### [PROBLEM STATEMENT]
Output every line exactly as written. Leave out pictures.

»»

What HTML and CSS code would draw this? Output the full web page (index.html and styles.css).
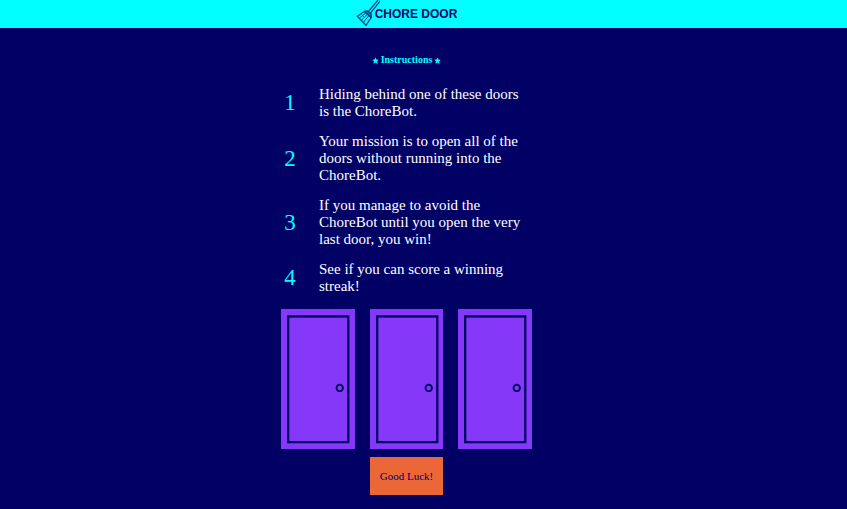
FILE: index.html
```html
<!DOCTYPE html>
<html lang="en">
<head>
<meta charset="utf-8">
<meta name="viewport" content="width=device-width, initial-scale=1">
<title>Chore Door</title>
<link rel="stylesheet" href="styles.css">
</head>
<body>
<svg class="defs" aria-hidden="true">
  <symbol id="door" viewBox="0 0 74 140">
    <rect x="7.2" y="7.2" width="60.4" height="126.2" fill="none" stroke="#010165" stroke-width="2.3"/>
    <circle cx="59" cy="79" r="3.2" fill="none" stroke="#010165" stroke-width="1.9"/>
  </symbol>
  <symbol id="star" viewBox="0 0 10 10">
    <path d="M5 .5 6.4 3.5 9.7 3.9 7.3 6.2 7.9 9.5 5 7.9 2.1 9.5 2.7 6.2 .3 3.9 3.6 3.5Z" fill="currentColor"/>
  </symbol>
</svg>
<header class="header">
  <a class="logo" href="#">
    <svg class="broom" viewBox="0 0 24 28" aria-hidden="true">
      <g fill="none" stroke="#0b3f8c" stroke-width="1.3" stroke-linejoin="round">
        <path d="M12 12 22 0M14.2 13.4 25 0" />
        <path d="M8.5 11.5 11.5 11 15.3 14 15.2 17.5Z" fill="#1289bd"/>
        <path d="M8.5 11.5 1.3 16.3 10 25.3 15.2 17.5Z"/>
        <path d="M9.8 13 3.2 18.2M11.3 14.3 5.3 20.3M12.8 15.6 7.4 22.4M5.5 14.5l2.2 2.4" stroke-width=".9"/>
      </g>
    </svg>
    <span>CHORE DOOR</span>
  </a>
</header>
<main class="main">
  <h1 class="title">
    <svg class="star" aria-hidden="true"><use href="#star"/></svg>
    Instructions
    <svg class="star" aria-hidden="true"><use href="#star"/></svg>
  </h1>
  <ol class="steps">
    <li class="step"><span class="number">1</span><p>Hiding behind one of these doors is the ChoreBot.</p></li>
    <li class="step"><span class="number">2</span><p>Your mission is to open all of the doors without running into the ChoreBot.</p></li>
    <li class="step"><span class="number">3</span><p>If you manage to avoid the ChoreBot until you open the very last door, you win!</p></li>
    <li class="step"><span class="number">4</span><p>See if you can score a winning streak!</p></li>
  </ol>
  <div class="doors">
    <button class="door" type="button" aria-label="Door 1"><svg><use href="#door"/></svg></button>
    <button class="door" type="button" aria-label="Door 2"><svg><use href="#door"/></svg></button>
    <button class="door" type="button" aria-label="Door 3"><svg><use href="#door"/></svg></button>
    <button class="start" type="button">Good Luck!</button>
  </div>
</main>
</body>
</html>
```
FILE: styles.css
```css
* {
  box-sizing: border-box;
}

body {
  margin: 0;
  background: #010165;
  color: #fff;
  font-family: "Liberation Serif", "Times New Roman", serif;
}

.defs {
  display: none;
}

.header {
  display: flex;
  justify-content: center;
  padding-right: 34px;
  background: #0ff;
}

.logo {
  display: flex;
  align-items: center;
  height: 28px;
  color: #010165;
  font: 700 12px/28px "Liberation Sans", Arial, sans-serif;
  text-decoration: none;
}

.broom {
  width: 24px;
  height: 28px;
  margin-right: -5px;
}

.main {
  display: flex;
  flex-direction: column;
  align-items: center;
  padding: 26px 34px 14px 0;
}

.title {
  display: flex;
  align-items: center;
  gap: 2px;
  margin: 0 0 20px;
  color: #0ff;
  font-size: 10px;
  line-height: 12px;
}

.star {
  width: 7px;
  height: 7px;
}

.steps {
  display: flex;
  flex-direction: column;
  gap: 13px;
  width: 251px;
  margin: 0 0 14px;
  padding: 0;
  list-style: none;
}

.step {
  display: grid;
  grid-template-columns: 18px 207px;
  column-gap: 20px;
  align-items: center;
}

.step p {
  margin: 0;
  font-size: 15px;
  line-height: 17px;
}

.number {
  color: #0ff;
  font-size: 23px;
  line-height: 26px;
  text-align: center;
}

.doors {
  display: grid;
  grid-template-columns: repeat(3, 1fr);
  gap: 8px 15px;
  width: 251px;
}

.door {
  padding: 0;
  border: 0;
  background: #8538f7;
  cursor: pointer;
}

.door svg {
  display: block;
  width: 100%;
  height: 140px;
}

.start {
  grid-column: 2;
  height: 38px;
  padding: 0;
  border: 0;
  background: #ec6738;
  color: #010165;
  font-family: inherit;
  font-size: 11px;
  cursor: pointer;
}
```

««

### [EXERCISE SOLUTION]
What HTML and CSS code would draw this? Output the full web page (index.html and styles.css).
FILE: index.html
```html
<!DOCTYPE html>
<html lang="en">
<head>
<meta charset="utf-8">
<meta name="viewport" content="width=device-width, initial-scale=1">
<title>Chore Door</title>
<link rel="stylesheet" href="styles.css">
</head>
<body>
<svg class="defs" aria-hidden="true">
  <symbol id="door" viewBox="0 0 74 140">
    <rect x="7.2" y="7.2" width="60.4" height="126.2" fill="none" stroke="#010165" stroke-width="2.3"/>
    <circle cx="59" cy="79" r="3.2" fill="none" stroke="#010165" stroke-width="1.9"/>
  </symbol>
  <symbol id="star" viewBox="0 0 10 10">
    <path d="M5 .5 6.4 3.5 9.7 3.9 7.3 6.2 7.9 9.5 5 7.9 2.1 9.5 2.7 6.2 .3 3.9 3.6 3.5Z" fill="currentColor"/>
  </symbol>
</svg>
<header class="header">
  <a class="logo" href="#">
    <svg class="broom" viewBox="0 0 24 28" aria-hidden="true">
      <g fill="none" stroke="#0b3f8c" stroke-width="1.3" stroke-linejoin="round">
        <path d="M12 12 22 0M14.2 13.4 25 0" />
        <path d="M8.5 11.5 11.5 11 15.3 14 15.2 17.5Z" fill="#1289bd"/>
        <path d="M8.5 11.5 1.3 16.3 10 25.3 15.2 17.5Z"/>
        <path d="M9.8 13 3.2 18.2M11.3 14.3 5.3 20.3M12.8 15.6 7.4 22.4M5.5 14.5l2.2 2.4" stroke-width=".9"/>
      </g>
    </svg>
    <span>CHORE DOOR</span>
  </a>
</header>
<main class="main">
  <h1 class="title">
    <svg class="star" aria-hidden="true"><use href="#star"/></svg>
    Instructions
    <svg class="star" aria-hidden="true"><use href="#star"/></svg>
  </h1>
  <ol class="steps">
    <li class="step"><span class="number">1</span><p>Hiding behind one of these doors is the ChoreBot.</p></li>
    <li class="step"><span class="number">2</span><p>Your mission is to open all of the doors without running into the ChoreBot.</p></li>
    <li class="step"><span class="number">3</span><p>If you manage to avoid the ChoreBot until you open the very last door, you win!</p></li>
    <li class="step"><span class="number">4</span><p>See if you can score a winning streak!</p></li>
  </ol>
  <div class="doors">
    <button class="door" type="button" aria-label="Door 1"><svg><use href="#door"/></svg></button>
    <button class="door" type="button" aria-label="Door 2"><svg><use href="#door"/></svg></button>
    <button class="door" type="button" aria-label="Door 3"><svg><use href="#door"/></svg></button>
    <button class="start" type="button">Good Luck!</button>
  </div>
</main>
</body>
</html>
```
FILE: styles.css
```css
* {
  box-sizing: border-box;
}

body {
  margin: 0;
  background: #010165;
  color: #fff;
  font-family: "Liberation Serif", "Times New Roman", serif;
}

.defs {
  display: none;
}

.header {
  display: flex;
  justify-content: center;
  padding-right: 34px;
  background: #0ff;
}

.logo {
  display: flex;
  align-items: center;
  height: 28px;
  color: #010165;
  font: 700 12px/28px "Liberation Sans", Arial, sans-serif;
  text-decoration: none;
}

.broom {
  width: 24px;
  height: 28px;
  margin-right: -5px;
}

.main {
  display: flex;
  flex-direction: column;
  align-items: center;
  padding: 26px 34px 14px 0;
}

.title {
  display: flex;
  align-items: center;
  gap: 2px;
  margin: 0 0 20px;
  color: #0ff;
  font-size: 10px;
  line-height: 12px;
}

.star {
  width: 7px;
  height: 7px;
}

.steps {
  display: flex;
  flex-direction: column;
  gap: 13px;
  width: 251px;
  margin: 0 0 14px;
  padding: 0;
  list-style: none;
}

.step {
  display: grid;
  grid-template-columns: 18px 207px;
  column-gap: 20px;
  align-items: center;
}

.step p {
  margin: 0;
  font-size: 15px;
  line-height: 17px;
}

.number {
  color: #0ff;
  font-size: 23px;
  line-height: 26px;
  text-align: center;
}

.doors {
  display: grid;
  grid-template-columns: repeat(3, 1fr);
  gap: 8px 15px;
  width: 251px;
}

.door {
  padding: 0;
  border: 0;
  background: #8538f7;
  cursor: pointer;
}

.door svg {
  display: block;
  width: 100%;
  height: 140px;
}

.start {
  grid-column: 2;
  height: 38px;
  padding: 0;
  border: 0;
  background: #ec6738;
  color: #010165;
  font-family: inherit;
  font-size: 11px;
  cursor: pointer;
}
```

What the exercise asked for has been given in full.